| Data segment |

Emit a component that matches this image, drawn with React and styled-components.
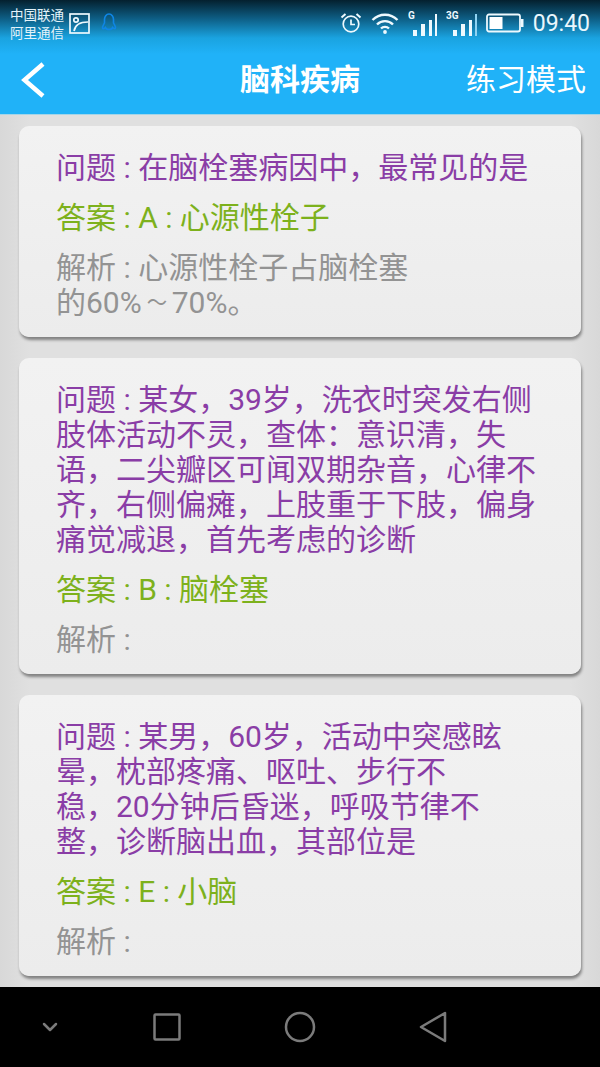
import React from "react";
import styled, { createGlobalStyle } from "styled-components";

const CJK = `Roboto, "Noto Sans CJK SC", sans-serif`;

const GlobalStyle = createGlobalStyle`
    html, body {
        margin: 0;
        padding: 0;
        background: #dcdcdc;
    }
`;

const Screen = styled.div`
    width: 600px;
    height: 1067px;
    display: flex;
    flex-direction: column;
    overflow: hidden;
    background: linear-gradient(90deg, #d8d8d8 0, #e0e0e0 30px, #e0e0e0 570px, #d8d8d8 100%);
    font-family: ${CJK};
`;

const TopArea = styled.header`
    height: 114px;
    flex: none;
    background: linear-gradient(180deg, #04202e 0, #0d5c82 18px, #1aa3e0 38px, #20b2f8 54px, #20b2f8 100%);
    border-bottom: 1px solid #a5d5e8;
    box-sizing: content-box;
    display: flex;
    flex-direction: column;
`;

const StatusBar = styled.div`
    height: 46px;
    display: flex;
    align-items: center;
    justify-content: space-between;
    padding: 0 10px;
`;

const StatusGroup = styled.div`
    display: flex;
    align-items: center;
    gap: ${(p) => p.$gap}px;
`;

const Carrier = styled.div`
    color: #e4f3fa;
    font-size: 13.5px;
    line-height: 18px;
    width: 49px;
    margin-top: 1px;
    white-space: nowrap;
`;

const Clock = styled.span`
    color: #eaf7fd;
    font-size: 23px;
`;

const NavBar = styled.nav`
    flex: 1;
    display: flex;
    align-items: center;
    justify-content: space-between;
    padding: 0 14px 0 20px;
    position: relative;
    color: #fff;
`;

const NavTitle = styled.h1`
    position: absolute;
    left: 0;
    right: 0;
    margin: 0;
    text-align: center;
    font-size: 30px;
    font-weight: 700;
    line-height: 40px;
    pointer-events: none;
`;

const NavAction = styled.span`
    font-size: 30px;
    line-height: 40px;
    font-weight: 400;
`;

const CardList = styled.main`
    flex: 1;
    display: flex;
    flex-direction: column;
    gap: 21px;
    padding: 11px 19px 0;
`;

const Card = styled.article`
    background: linear-gradient(180deg, #f2f2f2, #ececec);
    border-radius: 10px;
    box-shadow: 1px 3px 3px rgba(0, 0, 0, 0.42);
    padding: 24px 37px 17px;
    display: flex;
    flex-direction: column;
    gap: 15px;
`;

const Row = styled.p`
    margin: 0;
    font-size: 30px;
    line-height: 35px;
    white-space: nowrap;
    color: ${(p) => p.$color};
`;

const Tilde = styled.span`
    display: inline-block;
    transform: scale(0.68, 0.8);
`;

const BottomBar = styled.footer`
    height: 80px;
    flex: none;
    background: #000;
    display: grid;
    grid-template-columns: 100px 133px 133px 134px;
    align-items: center;
    justify-items: center;
`;

const cards = [
    {
        q: ["问题 : 在脑栓塞病因中，最常见的是"],
        a: "答案 : A : 心源性栓子",
        e: [
            "解析 : 心源性栓子占脑栓塞",
            <>
                的60%<Tilde>～</Tilde>70%。
            </>,
        ],
    },
    {
        q: [
            "问题 : 某女，39岁，洗衣时突发右侧",
            "肢体活动不灵，查体：意识清，失",
            "语，二尖瓣区可闻双期杂音，心律不",
            "齐，右侧偏瘫，上肢重于下肢，偏身",
            "痛觉减退，首先考虑的诊断",
        ],
        a: "答案 : B : 脑栓塞",
        e: ["解析 :"],
    },
    {
        q: [
            "问题 : 某男，60岁，活动中突感眩",
            "晕，枕部疼痛、呕吐、步行不",
            "稳，20分钟后昏迷，呼吸节律不",
            "整，诊断脑出血，其部位是",
        ],
        a: "答案 : E : 小脑",
        e: ["解析 :"],
    },
];

const Lines = ({ lines, color }) => (
    <Row $color={color}>
        {lines.map((line, i) => (
            <React.Fragment key={i}>
                {i > 0 && <br />}
                {line}
            </React.Fragment>
        ))}
    </Row>
);

const PictureIcon = () => (
    <svg width="21" height="21" viewBox="0 0 21 21" fill="none" stroke="#eef9fe" strokeWidth="1.7">
        <rect x="1" y="1" width="19" height="19" />
        <circle cx="7" cy="7" r="2.2" />
        <path d="M5 18c1-6 6-9 14-9" />
    </svg>
);

const PenguinIcon = () => (
    <svg width="18" height="22" viewBox="0 0 20 24" fill="none" stroke="#0f86e6" strokeWidth="1.8">
        <path d="M5 12V8c0-3 2-6 5-6s5 3 5 6v4c1 2 3 4 2 6-1 1-2 0-3-1-1 3-7 3-8 0-1 1-2 2-3 1-1-2 1-4 2-6z" />
    </svg>
);

const AlarmIcon = () => (
    <svg width="22" height="22" viewBox="0 0 22 22" fill="none" stroke="#eef9fe" strokeWidth="1.7">
        <circle cx="11" cy="12" r="7.8" />
        <path d="M11 7.5V12.5H15" />
        <path d="M1.5 5.5L5.5 2M20.5 5.5L16.5 2" strokeWidth="2" />
    </svg>
);

const WifiIcon = () => (
    <svg width="28" height="22" viewBox="0 0 28 22" fill="none" stroke="#eef9fe" strokeWidth="2.4">
        <path d="M1.5 8C8.5 1 19.5 1 26.5 8" />
        <path d="M6 12.5c4.5-4.5 11.5-4.5 16 0" />
        <path d="M10 16.5c2.2-2.2 5.8-2.2 8 0" />
        <circle cx="14" cy="20" r="1.9" fill="#eef9fe" stroke="none" />
    </svg>
);

const Signal = ({ label, dimLast, width }) => (
    <svg width={width} height="26" viewBox={`0 0 ${width} 26`}>
        <text x="0" y="9" fontSize="10" fontWeight="700" fontFamily="Roboto, sans-serif" fill="#eef9fe">
            {label}
        </text>
        <g fill="#eef9fe">
            <rect x={width - 24} y="20" width="4" height="6" />
            <rect x={width - 16} y="14" width="4" height="12" />
            <rect x={width - 8} y="10" width="3" height="16" />
        </g>
        <rect x={width - 2} y="4" width="2" height="22" fill={dimLast ? "#8fd3f2" : "#eef9fe"} />
    </svg>
);

const BatteryIcon = () => (
    <svg width="38" height="20" viewBox="0 0 38 20">
        <rect x="1" y="1.5" width="33" height="17" rx="2" fill="none" stroke="#eef9fe" strokeWidth="1.8" />
        <rect x="3.5" y="4" width="13" height="12" fill="#fff" />
        <rect x="35" y="6" width="2.5" height="8" fill="#eef9fe" />
    </svg>
);

const BackIcon = () => (
    <svg width="26" height="36" viewBox="0 0 26 36" fill="none" stroke="#fff" strokeWidth="4.5">
        <path d="M23 2L4.5 18L23 34" />
    </svg>
);

const NavKey = styled.svg`
    fill: none;
    stroke: #7b7b7b;
    stroke-width: 2.5;
    stroke-linejoin: round;
    stroke-linecap: round;
`;

const App = () => (
    <Screen>
        <GlobalStyle />
        <TopArea>
            <StatusBar>
                <StatusGroup $gap={10}>
                    <Carrier>
                        中国联通
                        <br />
                        阿里通信
                    </Carrier>
                    <PictureIcon />
                    <PenguinIcon />
                </StatusGroup>
                <StatusGroup $gap={9}>
                    <AlarmIcon />
                    <WifiIcon />
                    <Signal label="G" width="29" />
                    <Signal label="3G" dimLast width="31" />
                    <BatteryIcon />
                    <Clock>09:40</Clock>
                </StatusGroup>
            </StatusBar>
            <NavBar>
                <BackIcon />
                <NavTitle>脑科疾病</NavTitle>
                <NavAction>练习模式</NavAction>
            </NavBar>
        </TopArea>
        <CardList>
            {cards.map((card, i) => (
                <Card key={i}>
                    <Lines lines={card.q} color="#8a3da6" />
                    <Lines lines={[card.a]} color="#7db11c" />
                    <Lines lines={card.e} color="#939393" />
                </Card>
            ))}
        </CardList>
        <BottomBar>
            <NavKey width="16" height="12" viewBox="0 0 16 12">
                <path d="M2 3L8 9L14 3" />
            </NavKey>
            <NavKey width="30" height="30" viewBox="0 0 30 30">
                <rect x="2.5" y="2.5" width="25" height="25" rx="1" />
            </NavKey>
            <NavKey width="32" height="32" viewBox="0 0 32 32">
                <circle cx="16" cy="16" r="14" />
            </NavKey>
            <NavKey width="30" height="32" viewBox="0 0 30 32">
                <path d="M3 16L27 2V30Z" />
            </NavKey>
        </BottomBar>
    </Screen>
);

export default App;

| Set task |
Pick each line holding the word "components" out of the listing.

| Complete output |
Emit a component that matches this image, drawn with React and styled-components.
import styled, { createGlobalStyle } from "styled-components";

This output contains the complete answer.